Nerve origin in the medulla

The spinal root of accessory nerve (or part) is firm in texture, and its fibers arise from the motor cells in the lateral part of the anterior column of the gray substance of the medulla spinalis as low as the fifth cervical nerve.

Passing through the lateral funiculus of the medulla spinalis, they emerge on its surface and unite to form a single trunk, which ascends between the ligamentum denticulatum and the posterior roots of the spinal nerves; enters the skull through the foramen magnum, and is then directed to the jugular foramen, through which it passes, lying in the same sheath of dura mater as the vagus, but separated from it by a fold of the arachnoid.

In the jugular foramen, it receives one or two filaments from the cranial part of the nerve, or else joins it for a short distance and then separates from it again.
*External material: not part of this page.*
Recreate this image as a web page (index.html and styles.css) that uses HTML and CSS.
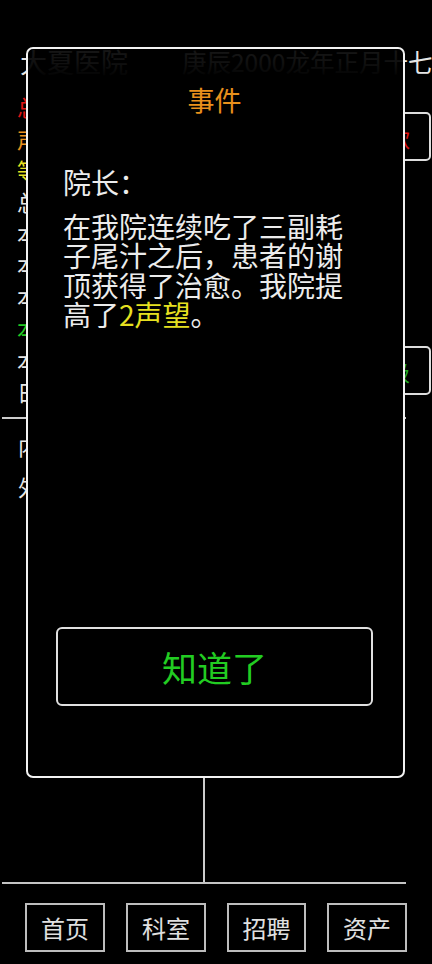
FILE: index.html
```html
<!DOCTYPE html>
<html lang="zh">
<head>
<meta charset="utf-8">
<link rel="stylesheet" href="styles.css">
</head>
<body>
<div class="page">
  <header class="top">
    <span class="name">大夏医院</span>
    <span class="date">庚辰2000龙年正月十七</span>
  </header>
  <section class="info">
    <div class="rows">
      <div class="row red">总资产：12000</div>
      <div class="row orange">声望：32</div>
      <div class="row yellow">等级：一级医院</div>
      <div class="row">总床位：20</div>
      <div class="row">本月收入：3200</div>
      <div class="row">本月支出：2100</div>
      <div class="row">本月病人：46</div>
      <div class="row green">本月利润：1100</div>
      <div class="row">本年利润：1100</div>
      <div class="row">日常开销：70</div>
    </div>
    <div class="side">
      <div class="sbtn sred">贷款</div>
      <div class="sbtn sgreen">升级</div>
    </div>
  </section>
  <section class="board">
    <div class="col left">
      <div class="dept">内科</div>
      <div class="dept">外科</div>
    </div>
    <div class="col right"></div>
  </section>
  <nav class="nav">
    <div class="navbtn">首页</div>
    <div class="navbtn">科室</div>
    <div class="navbtn">招聘</div>
    <div class="navbtn">资产</div>
  </nav>
</div>

<div class="modal">
  <div class="title">事件</div>
  <div class="who">院长：</div>
  <p class="msg">在我院连续吃了三副耗子尾汁之后，患者的谢顶获得了治愈。我院提高了<span class="hl">2声望</span>。</p>
  <div class="ok">知道了</div>
</div>
</body>
</html>
```

FILE: styles.css
```css
html, body {
  margin: 0;
  padding: 0;
  background: #000;
}
body {
  width: 432px;
  height: 964px;
  overflow: hidden;
  position: relative;
  font-family: "Noto Sans CJK SC", "Noto Sans", sans-serif;
  color: #e6e6e6;
}
.page {
  height: 964px;
  display: flex;
  flex-direction: column;
}
.top {
  display: flex;
  align-items: center;
  gap: 54px;
  padding: 48px 0 0 20px;
  height: 28px;
  white-space: nowrap;
}
.name {
  font-size: 27px;
  line-height: 28px;
}
.date {
  font-size: 24.5px;
  line-height: 28px;
}
.info {
  display: flex;
  justify-content: space-between;
  margin-top: 15px;
}
.rows {
  padding-left: 17px;
}
.row {
  font-size: 22px;
  line-height: 31.7px;
  height: 31.7px;
  white-space: nowrap;
}
.red { color: #e01515; }
.orange { color: #e8901c; }
.yellow { color: #e6e020; }
.green { color: #22c822; }
.side {
  display: flex;
  flex-direction: column;
  gap: 185px;
  padding-top: 21px;
  margin-right: 1px;
}
.sbtn {
  width: 82px;
  height: 45px;
  border: 2px solid #ddd;
  border-radius: 5px;
  display: flex;
  align-items: center;
  justify-content: center;
  font-size: 22px;
}
.sred { color: #e01515; }
.sgreen { color: #22a822; }
.board {
  flex: 1;
  display: grid;
  grid-template-columns: 203px 203px;
  margin: 9px 0 0 2px;
  border-top: 2px solid #ccc;
  border-bottom: 2px solid #c4c4c4;
  width: 404px;
  box-sizing: border-box;
}
.col.left {
  border-right: 2px solid #ccc;
  padding: 11px 0 0 16px;
  display: flex;
  flex-direction: column;
  gap: 11px;
}
.dept {
  font-size: 22px;
  line-height: 30px;
}
.nav {
  display: flex;
  gap: 21px;
  padding: 19px 0 12px 25px;
}
.navbtn {
  width: 76px;
  height: 45px;
  border: 2px solid #bdbdbd;
  display: flex;
  align-items: center;
  justify-content: center;
  font-size: 24px;
  color: #e0e0e0;
}
.nav .navbtn:nth-child(3) { width: 75px; }

.modal {
  position: absolute;
  left: 26px;
  top: 47px;
  height: 727px;
  border: 2px solid #f2f2f2;
  border-radius: 7px;
  background: linear-gradient(to bottom, rgba(0,0,0,0.9) 0, rgba(0,0,0,0.93) 14px, #000 30px);
  display: flex;
  flex-direction: column;
  padding: 0 30px 0 28px;
  box-sizing: content-box;
  width: 317px;
}
.title {
  margin-top: 33px;
  text-align: center;
  font-size: 27px;
  line-height: 36px;
  color: #e8901c;
}
.who {
  margin-top: 50px;
  padding-left: 7px;
  font-size: 28px;
  line-height: 29px;
  color: #ececec;
}
.msg {
  margin: 15px 0 0 0;
  padding: 0 7px;
  font-size: 28px;
  line-height: 29.4px;
  color: #ececec;
}
.hl { color: #e6e020; }
.ok {
  margin-top: auto;
  margin-bottom: 70px;
  height: 75px;
  border: 2px solid #e0e0e0;
  border-radius: 6px;
  display: flex;
  align-items: center;
  justify-content: center;
  font-size: 35px;
  color: #22cc22;
}
```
As it exits from the jugular foramen, it runs backward in front of the internal jugular vein in 66.6% of cases, and behind it in 33% of cases.

The nerve then descends obliquely behind the Digastricus and Stylohyoideus to the upper part of the Sternocleidomastoideus; it pierces this muscle, and courses obliquely across the posterior triangle of the neck, to end in the deep surface of the Trapezius.

As it traverses the Sternocleidomastoideus it gives several filaments to the muscle, and joins with branches from the second cervical nerve.

In the posterior triangle it unites with the second and third cervical nerves, while beneath the Trapezius it forms a plexus with the third and fourth cervical nerves, and from this plexus fibers are distributed to the muscle.